The Bike Oven hosts Spoke(n) Art Ride on each month’s second Saturday. This month’s ride, on August 14th at 6 pm, begins at the Bike Oven/Flying Pigeon LA complex at 3714 N. Figueroa St., Los Angeles, CA 90065).
Bike Oven is a bike repair collective so popular it has already outgrown its single-car garage roots. Their location near Heritage Square Gold Line Station is bike-friendly from all over LA, if you know how to combine LA’s Metro resources and bike travel.
Use the bike rack, and, instead of walking between buses, ride your bike. You’ll arrive in Downtown Los Angeles, charming Pasadena, the impressive Museum District in West Hollywood, or any one of our great beaches well equipped to sightsee and shop on wheels, not feet.

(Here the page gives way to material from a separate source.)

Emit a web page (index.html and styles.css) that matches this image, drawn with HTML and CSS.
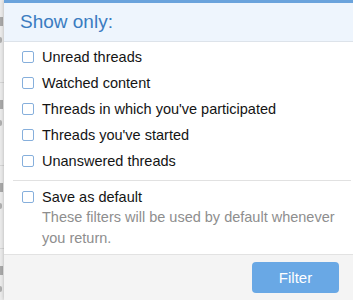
FILE: index.html
```html
<!DOCTYPE html>
<html lang="en">
<head>
    <meta charset="UTF-8">
    <meta name="viewport" content="width=device-width, initial-scale=1.0">
    <title>Show only</title>
    <link rel="stylesheet" href="styles.css">
</head>
<body>
    <div class="page-list">
        <div class="page-row"><span class="mark"></span><span class="tail"></span></div>
        <div class="page-row"><span class="mark"></span><span class="tail"></span></div>
        <div class="page-row"><span class="mark"></span><span class="tail"></span></div>
        <div class="page-row"><span class="mark"></span><span class="tail"></span></div>
        <div class="page-row"><span class="mark"></span></div>
    </div>

    <div class="menu">
        <h3 class="menu-header">Show only:</h3>
        <form class="menu-form">
            <ul class="check-list">
                <li><label><span class="box"></span>Unread threads</label></li>
                <li><label><span class="box"></span>Watched content</label></li>
                <li><label><span class="box"></span>Threads in which you've participated</label></li>
                <li><label><span class="box"></span>Threads you've started</label></li>
                <li><label><span class="box"></span>Unanswered threads</label></li>
            </ul>
            <div class="separator"></div>
            <div class="save-default">
                <label><span class="box"></span>Save as default</label>
                <p class="hint">These filters will be used by default whenever you return.</p>
            </div>
            <div class="menu-footer">
                <button type="submit" class="button">Filter</button>
            </div>
        </form>
    </div>
</body>
</html>
```

FILE: styles.css
```css
html, body {
    margin: 0;
    padding: 0;
    height: 300px;
    overflow: hidden;
}

body {
    font-family: "Liberation Sans", Arial, sans-serif;
    background-color: #ececec;
    position: relative;
}

/* page behind the menu, only its edge shows */
.page-list {
    width: 40px;
    height: 300px;
    overflow: hidden;
}

.page-row {
    height: 66px;
    border-bottom: 1px solid #d6d6d6;
    box-sizing: border-box;
}

.mark {
    display: block;
    width: 3px;
    height: 9px;
    margin-top: 17px;
    background: #a9a9a9;
}

.tail {
    display: block;
    width: 2px;
    height: 6px;
    margin-top: 11px;
    border-radius: 0 2px 2px 0;
    background: #b0b0b0;
}

.menu {
    position: absolute;
    top: 0;
    left: 4px;
    width: 356px;
    bottom: 0;
    background: #fff;
    border-top: 3px solid #6aa3dc;
    box-shadow: 0 0 4px rgba(0, 0, 0, 0.25);
    overflow: hidden;
}

.menu-header {
    margin: 0;
    height: 38px;
    padding-left: 16px;
    line-height: 38px;
    font-size: 19px;
    font-weight: normal;
    color: #3b7cc1;
    background: #eef5fd;
    border-bottom: 1px solid #dde3ea;
}

.check-list {
    list-style: none;
    margin: 0;
    padding: 2px 0 0 0;
}

.check-list li {
    height: 26px;
}

label {
    display: flex;
    align-items: center;
    height: 26px;
    padding-left: 18px;
    font-size: 14.5px;
    color: #141414;
}

.box {
    width: 10px;
    height: 10px;
    border: 1px solid #86afdc;
    border-radius: 2px;
    background: #fff;
    margin-right: 8px;
    flex-shrink: 0;
}

.separator {
    margin: 6px 9px 0 9px;
    border-top: 1px solid #e1e1e1;
}

.save-default {
    padding-top: 6px;
    padding-bottom: 5px;
}

.save-default label {
    height: 20px;
}

.hint {
    margin: 0;
    padding: 0 14px 0 38px;
    font-size: 14.5px;
    line-height: 21px;
    color: #8e8e8e;
}

.menu-footer {
    display: flex;
    justify-content: flex-end;
    padding: 7px 21px 0 0;
    height: 60px;
    background: #f4f4f4;
    border-top: 1px solid #e2e2e2;
}

.button {
    width: 87px;
    height: 31px;
    border: none;
    border-radius: 4px;
    background: #69a8e5;
    color: #fff;
    font-family: "Liberation Sans", Arial, sans-serif;
    font-size: 15px;
    cursor: pointer;
}
```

The Spoke(n) Art Ride concludes with an after-party at Bike Oven, and participants can enjoy visiting the Second Saturday open galleries, a project of Highland Park’s NELAart.
Tomorrow: How to use Google Maps to plan your bus+bike route.
Kajon Cermak, Ace Reporter on the traffic beat, wrote about her new interest in Ciclovia Santa Monica in her August 3rd post to her blog, Shortcuts.
After you read that post, you’ll enjoy browsing her blog. Discover shortcuts (so necessary in LA traffic) and air your Traffic Pet Peeves. Cyclists, prepare yourself: pro-bikes, anti-bikes, it’s all there.
Thanks, Kajon, for your support of all things bike-related!
Ciclovia Santa Monica cyclists at the Tuesday, Aug. 2nd Santa Monica Police Department-hosted event noted the enthusiastic turnout of participants, many of them family groups. The long lines at the many tents (especially the Fire Department’s hot-dog grill) shows that Santa Monica residents are eager to attend events that make cycling easy and safe. A bike valet kept all bikes protected while families and individuals visited the exhibits: SWAT Team and Hostage Negotiators (who work together in crises), Mounted Police with a beautiful horse patiently enduring petting, bike safety lessons for kids, free bike licenses…and food! Pizza, popcorn, chocolate cookies, and cotton candy drew lots of fans.
Friendly officers conducted bike safety inspections and instruction throughout the event. Bike Attack raffled off a bicycle, and the SMPD, not to be outdone, gave away prizes. A lucky young woman won an iPod Nano.
Sadly, the Fire Department had to doff their chef aprons, abandon the grill, and come to the aid of an attendee who had a brief and (happily) nonserious medical emergency. Kids (and some of us adults) watched wide-eyed as they surrounded the patient, stabilized the condition, and calmed the crowd. Great work, SMFD.